At least 80 percent of American prisoners are grossly over-sentenced. The Supreme Court knows this, but shows scant concern for this human side of criminal justice. There are 48 million Americans with a “record” — even if it was only a DUI 20 years ago — and they are very often durably scarred by it. The sentences are not only excessive; they are just the beginning. Millions of people who have been convicted can’t vote, and tens of millions are not eligible for some sophisticated trades. They are stigmatized and ostracized. All emphasis in American prisons is on punishment, retribution, and disparagement, and almost none is on rehabilitation. In order to feed the prison industry, public and private, there is endless pressure for more crime legislation, longer sentences, more restrictively supervised release, and the greatest possible likelihood that those released will be flopped back into the system. The living conditions of a large number of the 2.5 million prisoners, especially in the state prisons, metropolitan detention centers, and county jails, are inexcusable.
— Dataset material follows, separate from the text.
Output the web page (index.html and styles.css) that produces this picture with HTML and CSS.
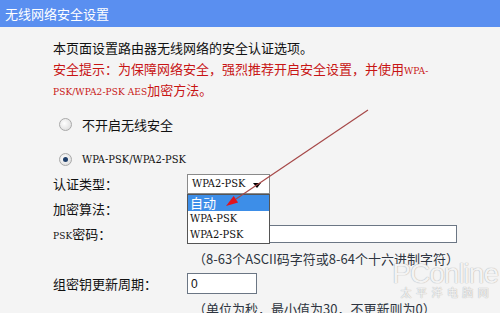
FILE: index.html
```html
<!DOCTYPE html>
<html lang="zh-CN">
<head>
    <meta charset="UTF-8">
    <title>无线网络安全设置</title>
    <link rel="stylesheet" href="styles.css">
</head>
<body>
    <div class="header">无线网络安全设置</div>

    <div class="content">
        <div class="intro">
            <div class="line">本页面设置路由器无线网络的安全认证选项。</div>
            <div class="line warn">安全提示：为保障网络安全，强烈推荐开启安全设置，并使用<span class="en">WPA-</span></div>
            <div class="line warn"><span class="en">PSK/WPA2-PSK AES</span>加密方法。</div>
        </div>

        <div class="radio-row first"><span class="radio"></span>不开启无线安全</div>
        <div class="radio-row second"><span class="radio checked"></span><span class="mono">WPA-PSK/WPA2-PSK</span></div>

        <div class="form">
            <div class="row">
                <div class="label">认证类型：</div>
                <div class="select-wrap">
                    <div class="select"><span class="mono">WPA2-PSK</span><span class="caret"></span></div>
                    <ul class="options">
                        <li class="active">自动</li>
                        <li class="mono">WPA-PSK</li>
                        <li class="mono">WPA2-PSK</li>
                    </ul>
                </div>
            </div>
            <div class="row">
                <div class="label">加密算法：</div>
            </div>
            <div class="row">
                <div class="label"><span class="en">PSK</span>密码：</div>
                <div class="input long"></div>
            </div>
            <div class="row hint">（8-63个ASCII码字符或8-64个十六进制字符）</div>
            <div class="row">
                <div class="label">组密钥更新周期：</div>
                <div class="input short">0</div>
            </div>
            <div class="row hint">（单位为秒，最小值为30，不更新则为0）</div>
        </div>
    </div>

    <!-- 标注箭头 -->
    <svg class="annot" width="500" height="313" viewBox="0 0 500 313">
        <line x1="368" y1="110" x2="236" y2="199" stroke="#a64848" stroke-width="1.2"/>
        <polygon points="226,206 238.1,202.6 233.7,196" fill="#e0141e"/>
    </svg>

    <div class="watermark">
        <div class="wm-logo">PConline</div>
        <div class="wm-sub">太 平 洋 电 脑 网</div>
    </div>
</body>
</html>
```

FILE: styles.css
```css
/* 基本样式 */
body {
    margin: 0;
    width: 500px;
    height: 313px;
    overflow: hidden;
    position: relative;
    background-color: #f4f4f4;
    font-family: "Noto Sans CJK SC", "Liberation Sans", sans-serif;
    font-size: 13px;
    color: #111;
}

.header {
    height: 27px;
    line-height: 27px;
    padding-left: 5px;
    background-color: #5a8ff0;
    color: #FFFFFF;
    font-size: 13px;
}

.content {
    padding: 10px 0 0 53px;
}

.line {
    height: 21px;
    line-height: 21px;
    white-space: nowrap;
}

.warn {
    color: #c81414;
}

/* 宋体风格的英文 */
.en {
    font-family: "DejaVu Serif", serif;
    font-stretch: condensed;
    font-size: 10px;
    letter-spacing: 0.1px;
}

.mono {
    font-family: "DejaVu Serif", serif;
    font-stretch: condensed;
    font-size: 11px;
    letter-spacing: 0;
}

/* 单选 */
.radio-row {
    display: flex;
    align-items: center;
    height: 20px;
    padding-left: 6px;
}

.radio-row.first {
    margin-top: 14px;
}

.radio-row.second {
    margin-top: 15px;
}

.radio {
    width: 11px;
    height: 11px;
    border-radius: 50%;
    border: 1px solid #a9a9a9;
    background: radial-gradient(circle at 40% 40%, #ffffff, #d6d6d6);
    margin-right: 10px;
    position: relative;
}

.radio.checked::after {
    content: "";
    position: absolute;
    left: 3px;
    top: 3px;
    width: 5px;
    height: 5px;
    border-radius: 50%;
    background: #1f3f6a;
}

/* 表单 */
.form {
    margin-top: 2px;
}

.row {
    display: flex;
    align-items: center;
    height: 25px;
}

.label {
    width: 134px;
    white-space: nowrap;
}

.hint {
    padding-left: 140px;
    color: #2e3440;
    white-space: nowrap;
}

.select-wrap {
    position: relative;
    z-index: 2;
}

.select {
    box-sizing: border-box;
    width: 83px;
    height: 20px;
    border: 1px solid #8a8a8a;
    background: #FFFFFF;
    display: flex;
    align-items: center;
    padding-left: 4px;
    position: relative;
}

.caret {
    position: absolute;
    right: 8px;
    top: 8px;
    border-left: 4px solid transparent;
    border-right: 4px solid transparent;
    border-top: 5px solid #000;
}

.options {
    position: absolute;
    top: 20px;
    left: 0;
    box-sizing: border-box;
    width: 83px;
    margin: 0;
    padding: 0;
    list-style: none;
    background: #FFFFFF;
    border: 1px solid #555;
}

.options li {
    height: 16px;
    line-height: 16px;
    padding-left: 2px;
}

.options li.active {
    background-color: #3d8ee8;
    color: #FFFFFF;
}

.input {
    box-sizing: border-box;
    background: #FFFFFF;
    border: 1px solid #6b7684;
    font-family: "Liberation Sans", sans-serif;
    font-size: 12px;
    padding-left: 3px;
    display: flex;
    align-items: center;
}

.input.long {
    width: 270px;
    height: 18px;
}

.input.short {
    width: 70px;
    height: 21px;
}

/* 标注 */
.annot {
    position: absolute;
    left: 0;
    top: 0;
    z-index: 3;
    pointer-events: none;
}

.watermark {
    position: absolute;
    right: 2px;
    top: 262px;
    text-align: center;
    color: rgba(255, 255, 255, 0.85);
    text-shadow: 0 0 1px #b5b5b5, 0 0 1px #b5b5b5;
}

.wm-logo {
    font-family: "Liberation Sans", sans-serif;
    font-size: 28px;
    line-height: 24px;
    letter-spacing: -1px;
}

.wm-sub {
    font-size: 11px;
    line-height: 12px;
    letter-spacing: 1px;
}
```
The Supreme Court knows that grand juries are rubber stamps for prosecutors, that prosecutors conduct media lynchings of defendants, that justice is not prompt, and that bail is often far from reasonable — all in direct violation of the Bill of Rights.

They know that American criminal justice is in tatters and that prosecutors are a rogue state-within-a-state, but because their relaxed work regime — with its life tenure, large staffs, and four-month vacations — gets a pass from the media (unlike the imperfections of the legislative and executive branches), they just plod on, decade after decade, drinking their own bathwater. Last week, on plea bargains, by the narrowest of margins (5-4), they did the right thing. But in the course of doing so, Justice Kennedy for the majority revealed the high court’s tolerant awareness that American criminal justice is essentially a process of prosecutorial target selection and target practice. Most of the rest is window dressing. This is not tolerable in a society of laws and it is gnawing at the moral soul of the nation.